*What the task requires:*
Collect all lines from the listing that include the string "this".

*Data lines:*
↓
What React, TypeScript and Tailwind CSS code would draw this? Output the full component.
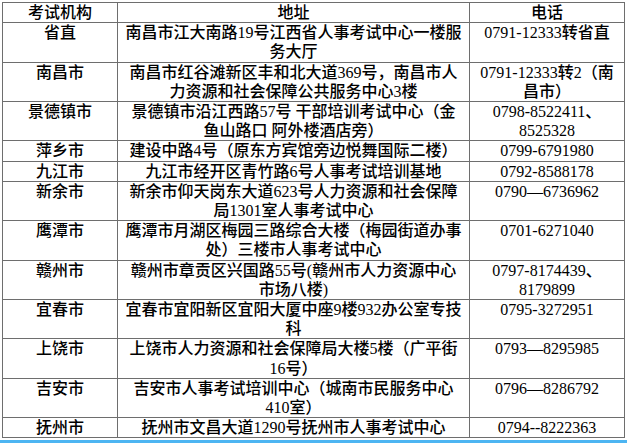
↑
↓
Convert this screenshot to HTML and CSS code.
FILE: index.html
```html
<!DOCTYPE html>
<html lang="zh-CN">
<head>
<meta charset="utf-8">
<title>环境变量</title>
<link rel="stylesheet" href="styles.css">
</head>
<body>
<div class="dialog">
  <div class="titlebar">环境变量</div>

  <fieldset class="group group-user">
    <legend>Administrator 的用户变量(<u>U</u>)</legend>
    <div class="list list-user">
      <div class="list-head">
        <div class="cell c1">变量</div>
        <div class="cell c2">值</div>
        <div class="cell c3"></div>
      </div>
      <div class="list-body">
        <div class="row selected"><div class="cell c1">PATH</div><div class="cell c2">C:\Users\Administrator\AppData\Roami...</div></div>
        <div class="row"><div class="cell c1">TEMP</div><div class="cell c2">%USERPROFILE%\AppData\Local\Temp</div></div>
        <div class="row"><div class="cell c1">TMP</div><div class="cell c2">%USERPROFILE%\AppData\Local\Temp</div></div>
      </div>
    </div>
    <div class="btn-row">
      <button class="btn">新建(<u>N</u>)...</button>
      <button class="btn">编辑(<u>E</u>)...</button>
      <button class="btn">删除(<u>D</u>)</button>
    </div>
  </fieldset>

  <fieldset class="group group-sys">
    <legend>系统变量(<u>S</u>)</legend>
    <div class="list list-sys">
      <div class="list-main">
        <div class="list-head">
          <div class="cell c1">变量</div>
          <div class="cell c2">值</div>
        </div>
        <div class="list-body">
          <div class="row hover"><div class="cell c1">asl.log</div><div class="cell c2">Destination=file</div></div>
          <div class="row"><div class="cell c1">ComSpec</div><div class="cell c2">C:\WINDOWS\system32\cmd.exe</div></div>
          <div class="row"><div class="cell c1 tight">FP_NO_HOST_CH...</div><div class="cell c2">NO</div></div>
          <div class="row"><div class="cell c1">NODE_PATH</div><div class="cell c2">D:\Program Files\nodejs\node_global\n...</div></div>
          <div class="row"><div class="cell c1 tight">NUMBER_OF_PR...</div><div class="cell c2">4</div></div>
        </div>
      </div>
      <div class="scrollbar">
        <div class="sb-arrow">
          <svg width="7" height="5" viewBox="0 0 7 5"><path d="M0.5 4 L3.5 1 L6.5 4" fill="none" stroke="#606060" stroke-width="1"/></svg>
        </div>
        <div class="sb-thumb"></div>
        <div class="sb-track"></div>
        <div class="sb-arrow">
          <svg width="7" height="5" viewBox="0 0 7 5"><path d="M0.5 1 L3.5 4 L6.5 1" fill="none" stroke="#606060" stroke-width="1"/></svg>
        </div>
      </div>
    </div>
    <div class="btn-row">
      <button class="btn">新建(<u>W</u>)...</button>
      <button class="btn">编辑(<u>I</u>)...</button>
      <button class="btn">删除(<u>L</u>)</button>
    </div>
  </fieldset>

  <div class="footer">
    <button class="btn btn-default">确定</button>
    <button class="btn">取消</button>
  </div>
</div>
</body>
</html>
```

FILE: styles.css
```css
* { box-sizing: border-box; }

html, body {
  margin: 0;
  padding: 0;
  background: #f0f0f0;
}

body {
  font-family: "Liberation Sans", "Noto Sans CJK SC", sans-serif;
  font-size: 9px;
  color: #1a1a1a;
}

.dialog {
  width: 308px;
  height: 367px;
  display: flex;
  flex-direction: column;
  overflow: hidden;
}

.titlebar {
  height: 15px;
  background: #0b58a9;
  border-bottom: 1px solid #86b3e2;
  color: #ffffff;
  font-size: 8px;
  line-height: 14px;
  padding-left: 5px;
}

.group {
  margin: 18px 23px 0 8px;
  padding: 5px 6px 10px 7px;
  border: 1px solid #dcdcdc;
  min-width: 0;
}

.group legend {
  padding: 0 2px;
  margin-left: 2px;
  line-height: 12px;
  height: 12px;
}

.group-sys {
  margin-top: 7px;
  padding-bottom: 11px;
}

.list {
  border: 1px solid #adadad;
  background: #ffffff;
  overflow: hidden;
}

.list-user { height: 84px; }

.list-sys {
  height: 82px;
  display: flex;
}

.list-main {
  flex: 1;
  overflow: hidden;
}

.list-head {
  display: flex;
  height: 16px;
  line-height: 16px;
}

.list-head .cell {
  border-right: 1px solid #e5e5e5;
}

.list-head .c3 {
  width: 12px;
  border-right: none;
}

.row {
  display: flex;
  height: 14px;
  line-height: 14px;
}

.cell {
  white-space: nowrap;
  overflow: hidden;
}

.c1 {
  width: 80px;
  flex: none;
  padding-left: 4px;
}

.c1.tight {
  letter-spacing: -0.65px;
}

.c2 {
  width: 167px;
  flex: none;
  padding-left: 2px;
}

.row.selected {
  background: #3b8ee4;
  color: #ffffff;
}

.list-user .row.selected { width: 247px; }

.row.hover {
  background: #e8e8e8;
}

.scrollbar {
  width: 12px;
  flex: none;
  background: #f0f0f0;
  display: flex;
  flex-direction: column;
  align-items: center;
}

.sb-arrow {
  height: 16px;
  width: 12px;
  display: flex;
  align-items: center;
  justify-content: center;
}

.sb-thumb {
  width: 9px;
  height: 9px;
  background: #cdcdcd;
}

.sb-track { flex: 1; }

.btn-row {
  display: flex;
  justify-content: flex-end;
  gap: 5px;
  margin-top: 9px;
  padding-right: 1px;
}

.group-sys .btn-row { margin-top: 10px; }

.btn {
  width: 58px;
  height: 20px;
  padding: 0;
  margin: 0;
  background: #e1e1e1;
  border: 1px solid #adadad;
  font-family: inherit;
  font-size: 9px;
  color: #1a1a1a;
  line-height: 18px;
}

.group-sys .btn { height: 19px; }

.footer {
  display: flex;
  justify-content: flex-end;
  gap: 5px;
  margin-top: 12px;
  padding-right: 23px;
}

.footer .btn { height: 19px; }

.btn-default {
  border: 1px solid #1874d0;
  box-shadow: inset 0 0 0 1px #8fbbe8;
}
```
↑
*Solved exercise:*
What React, TypeScript and Tailwind CSS code would draw this? Output the full component.
Convert this screenshot to HTML and CSS code.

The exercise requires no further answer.